I am interested in learning about the EMI issues, especially since a friend of mine experienced that with his CNC setup. Thanks for those links, I will follow them.
Hey Arthur,
as I said earlier, using such a powerful and solid CNC machine like the Onefinity machines with a hand trim router that is slowed down by the load, that can not deliver torque and speed at the same time, that looses its warranty in the moment that you mount it into a CNC machine (Makita stated), that has no ER collets so will have issues with bit position moving, that is extremely weak compared to a spindle, and may burn your workshop down if you overload it, seems just as a bad joke. This is no variant that I would ever consider, so I cannot answer your question.
Suggesting that the trim router “will have issues with bit position moving“, says it all for me.
Well not quite all, my search for a CNC comes after rebuilding my studio that was severely damaged by fire. Need I add that your suggestion that trim router use in powerful CNCs can cause fires is also a VERY significant observation.

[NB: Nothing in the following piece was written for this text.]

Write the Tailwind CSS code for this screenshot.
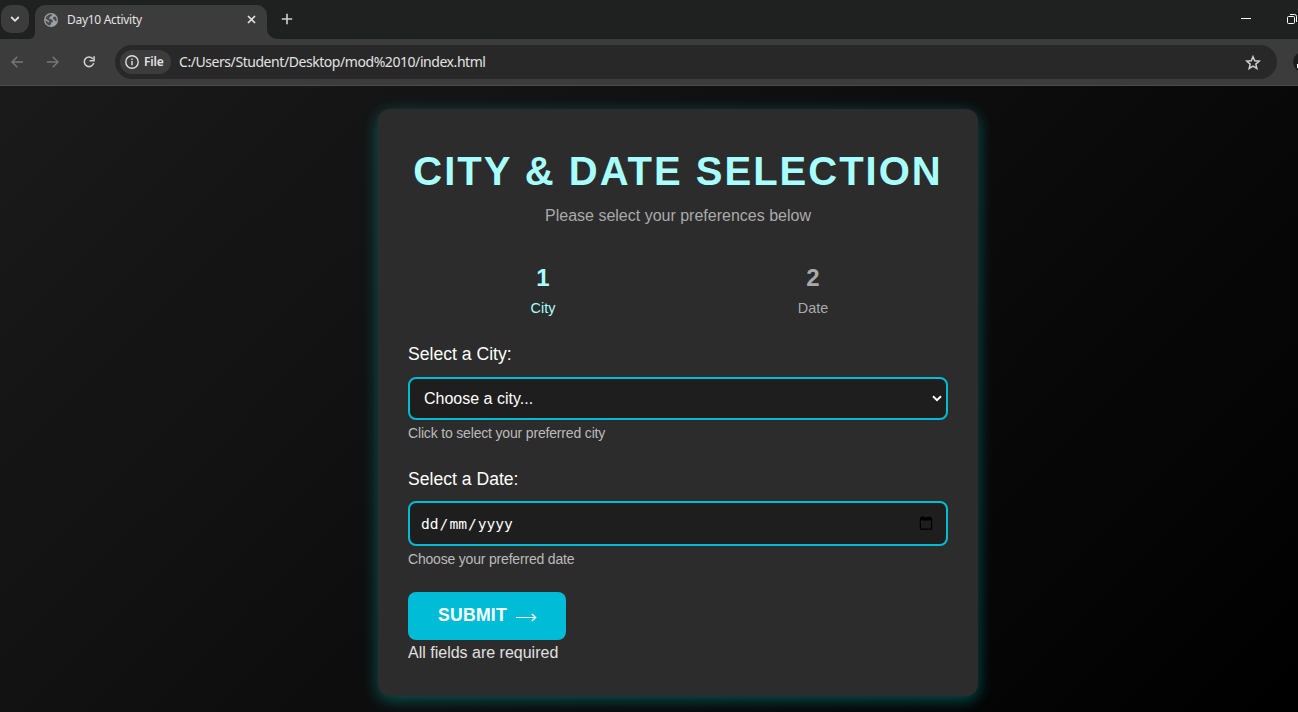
<!DOCTYPE html>
<html lang="en">
<head>
<meta charset="utf-8">
<title>Day10 Activity</title>
<script src="https://cdn.jsdelivr.net/npm/@tailwindcss/browser@4"></script>
</head>
<body class="w-[1298px] h-[712px] overflow-hidden flex flex-col bg-black font-['Liberation_Sans',Arial,sans-serif]">
  <!-- Tab strip -->
  <header class="h-[39px] shrink-0 bg-[#1f2120] flex items-start font-['Noto_Sans',sans-serif]">
    <button class="mt-[5px] ml-px w-7 h-7 rounded-[10px] bg-[#3c3c3c] flex items-center justify-center">
      <svg width="10" height="8" viewBox="0 0 10 8" fill="none" stroke="#e3e3e3" stroke-width="1.8"><path d="M1.2 2l3.8 3.8L8.8 2"/></svg>
    </button>
    <div class="self-end w-1.5 h-[10px] bg-[#3c3c3c]"><div class="w-1.5 h-[10px] bg-[#1f2120] rounded-br-[10px]"></div></div>
    <div class="mt-[5px] h-[34px] w-[232px] rounded-t-[10px] bg-[#3c3c3c] flex items-center pl-[9px] pr-[11px] pb-[5px]">
      <svg width="14" height="14" viewBox="0 0 14 14"><circle cx="7" cy="7" r="7" fill="#9aa0a6"/><path d="M8.300 1.500Q8.300 3.300 6.300 3.400Q5.900 4.600 4.900 4.900Q5.200 6.300 7 6.300Q8.900 6.300 8.900 8.200Q8.800 9.300 7.200 9.600Q7.300 11.400 6 12.600Q1.400 11.600 1.400 7.200L4.600 9.200Q5.800 9 5.200 8L1.600 5.800Q1.700 6.500 1.500 7Q1.300 9.500 3 11Q5 12.800 6 12.600Q7.300 11.400 7.200 9.600Q8.800 9.300 8.900 8.200Q8.900 6.300 7 6.300Q5.200 6.300 4.900 4.900Q5.900 4.600 6.300 3.400Q8.300 3.300 8.300 1.500z" fill="none"/><path d="M8.300 1.500Q8.300 3.300 6.300 3.400Q5.900 4.600 4.900 4.900Q5.200 6.300 7 6.300Q8.900 6.300 8.900 8.200Q8.800 9.300 7.200 9.600Q7.300 11.400 6 12.600Q1.400 11.600 1.400 7.200L4.600 9.200Q5.800 9 5.200 8L1.600 5.800Q2.800 1.400 7 1.300zM9.400 3.800L11.600 3.700Q12.800 5.300 12.700 7.600Q12.300 8.700 11.300 8.100Q10.900 6.500 9.500 6.200Q8.300 5 9.400 3.800z" fill="#3c3c3c" fill-opacity=".85"/></svg>
      <span class="ml-[9px] text-[12px] leading-4 tracking-[-0.3px] text-[#e3e3e3] whitespace-nowrap">Day10 Activity</span>
      <svg class="ml-auto" width="9" height="9" viewBox="0 0 9 9" stroke="#e3e3e3" stroke-width="1.700"><path d="M1 1l7 7M8 1L1 8"/></svg>
    </div>
    <div class="self-end w-[10px] h-[10px] bg-[#3c3c3c]"><div class="w-[10px] h-[10px] bg-[#1f2120] rounded-bl-[10px]"></div></div>
    <svg class="mt-[13px] ml-[4px]" width="12" height="12" viewBox="0 0 12 12" stroke="#d0d0d0" stroke-width="1.600"><path d="M6 .8v10.400M.8 6h10.400"/></svg>
    <div class="ml-auto flex items-start gap-[36px] mt-[13px]">
      <div class="mt-[5px] w-[10px] h-px bg-white"></div>
      <svg width="11" height="12" viewBox="0 0 11 12" fill="none" stroke="#fff"><rect x=".5" y="3.500" width="7" height="7" rx="1"/><path d="M3 1.500h4.500q2 0 2 2V9"/></svg>
    </div>
  </header>
  <!-- Address bar -->
  <nav class="h-[47px] shrink-0 bg-[#3c3c3c] border-b border-[#4b4b4b] flex items-center pl-[11px] overflow-hidden font-['Noto_Sans',sans-serif]">
    <svg class="shrink-0" width="12" height="12" viewBox="0 0 12 12" fill="none" stroke="#777" stroke-width="1.500"><path d="M12 6H1M6.300.7L1 6l5.300 5.300"/></svg>
    <svg class="ml-6 shrink-0" width="12" height="12" viewBox="0 0 12 12" fill="none" stroke="#777" stroke-width="1.500"><path d="M0 6h11M5.700.7L11 6l-5.300 5.300"/></svg>
    <svg class="ml-6 shrink-0" width="12" height="12" viewBox="0 0 13 13" fill="none" stroke="#d0d0d0" stroke-width="1.700"><path d="M10.800 3.200A5.200 5.200 0 1 0 11.600 7.700"/><path d="M12 .2v4.900H7.100"/></svg>
    <div class="ml-5 w-[1162px] shrink-0 h-[34px] rounded-full bg-[#282828] flex items-center pl-[5px] pr-4">
      <div class="w-[51px] h-6 rounded-full bg-[#3c3c3c] flex items-center pl-[5px]">
        <svg width="14" height="14" viewBox="0 0 14 14" fill="none" stroke="#dedede" stroke-width="1.400"><circle cx="7" cy="7" r="6.200"/><path d="M7 6v4.300M7 3.500v1.400"/></svg>
        <span class="ml-[5px] text-[12px] leading-4 font-semibold tracking-[-0.2px] text-[#e3e3e3]">File</span>
      </div>
      <span class="ml-2 text-[14px] leading-5 tracking-[-0.44px] text-[#e3e3e3] whitespace-nowrap">C:/Users/Student/Desktop/mod%2010/index.html</span>
      <svg class="ml-auto" width="16" height="15" viewBox="0 0 16 15" fill="none" stroke="#d0d0d0" stroke-width="1.500"><path d="M8 1.700l1.750 4.100 4.450.4-3.370 2.940 1 4.360L8 11.200l-3.830 2.300 1-4.360L1.800 6.200l4.450-.4z"/></svg>
    </div>
    <div class="ml-4 w-5 h-5 shrink-0 rounded-full bg-[#1c1c1c] flex items-end pb-1 pl-1"><div class="w-2 h-1 bg-white"></div></div>
  </nav>
  <!-- Page -->
  <main class="h-[626px] shrink-0 bg-[linear-gradient(135deg,#1a1a1a,#000)] pt-[23px] pl-[378px]">
    <section class="w-[600px] h-[587px] rounded-xl bg-[#2c2c2c] px-[30px] pt-[38px] shadow-[0_4px_16px_rgba(0,255,255,0.3)]">
      <h1 class="h-12 text-[40px] leading-[48px] font-bold tracking-[2px] text-center text-[#a8ffff] whitespace-nowrap">CITY &amp; DATE SELECTION</h1>
      <p class="mt-[11px] h-5 text-[16px] leading-5 text-center text-[#aaa]">Please select your preferences below</p>
      <div class="mt-[37px] grid grid-cols-2 text-center">
        <div class="text-[#a8ffff]">
          <div class="text-2xl leading-[30px] font-bold">1</div>
          <div class="mt-[5px] text-[14.4px] leading-5">City</div>
        </div>
        <div class="text-[#aaa]">
          <div class="text-2xl leading-[30px] font-bold">2</div>
          <div class="mt-[5px] text-[14.4px] leading-5">Date</div>
        </div>
      </div>
      <label class="mt-[26px] block text-[17.600px] leading-5 text-white">Select a City:</label>
      <div class="mt-[13px] h-[43px] rounded-lg border-2 border-[#00bcd4] bg-[#1e1e1e] flex items-center pl-[14px] pr-1 text-white">
        <span class="text-base leading-5">Choose a city...</span>
        <svg class="ml-auto" width="10" height="7" viewBox="0 0 10 7" fill="none" stroke="#fff" stroke-width="2"><path d="M1 1.200l4 4 4-4"/></svg>
      </div>
      <p class="mt-[3px] text-[14px] tracking-[-0.17px] leading-5 text-[#bbb]">Click to select your preferred city</p>
      <label class="mt-[26px] block text-[17.600px] leading-5 text-white">Select a Date:</label>
      <div class="mt-3 h-[45px] rounded-lg border-2 border-[#00bcd4] bg-[#1e1e1e] flex items-center pl-[11px] pr-[13px] text-white">
        <span class="flex gap-px text-[14.600px] leading-5 font-['DejaVu_Sans_Mono',monospace]"><span>dd</span><span>/</span><span>mm</span><span>/</span><span>yyyy</span></span>
        <svg class="ml-auto" width="14" height="15" viewBox="0 0 14 15" fill="#000"><path fill-rule="evenodd" d="M2 1.200h.8V0h1.400v1.200h5.600V0h1.400v1.200H12q1.200 0 1.200 1.200v10.200q0 1.200-1.200 1.200H2q-1.200 0-1.200-1.200V2.400Q.8 1.200 2 1.200zM2 4.600v8h10v-8z"/></svg>
      </div>
      <p class="mt-[3px] text-[14px] tracking-[-0.19px] leading-5 text-[#bbb]">Choose your preferred date</p>
      <button class="mt-[23px] w-[158px] h-12 rounded-lg bg-[#00bcd7] flex items-center pl-[30px] pb-[2px] text-white text-[17.600px] tracking-[0.25px] leading-5 font-bold">
        <span>SUBMIT</span>
        <svg class="ml-[9px] mt-1" width="21" height="9" viewBox="0 0 21 9" fill="none" stroke="#fff" stroke-width="1.200"><path d="M0 4.500h20M15.800 1l4 3.500-4 3.500"/></svg>
      </button>
      <p class="mt-[3px] text-[16px] leading-5 text-[#e0e0e0]">All fields are required</p>
    </section>
  </main>
</body>
</html>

CNC fires are not unheard of as a recent IDC Woodcraft YouTube video also suggests https://youtu.be/3w8Jvi6qmN0?si=HyIRYbVE1Xyo0g_Z.
Hey Arthur,
“will have issues with bit position moving“, says it all for me.
There exist however Makita hand trim router clones that have real ER collets.
A burning Makita hand trim router is a popular topic in this forum
The Makita router ate the big log – Post #1 by Bear
Makita Router Overload – Post #1 by RexH
Fire Safety in workshop – Post #9 by Aiph5u
Largest clearance bit the Makita router can use – Post #2 by Aiph5u
Makita Bearing went Bad – #4 by ConvenientWoodwork
Makita burned up – Post #1 by WikiSnapper
There exist however Makita hand trim router clones that have real ER collets.
Be careful if looking to buy one of those. For instance, the Lowes “CNC ready with ER-11 collet support” is a hair larger than the Makita due to an extrusion in the housing that causes it not to fit into the standard Z holder.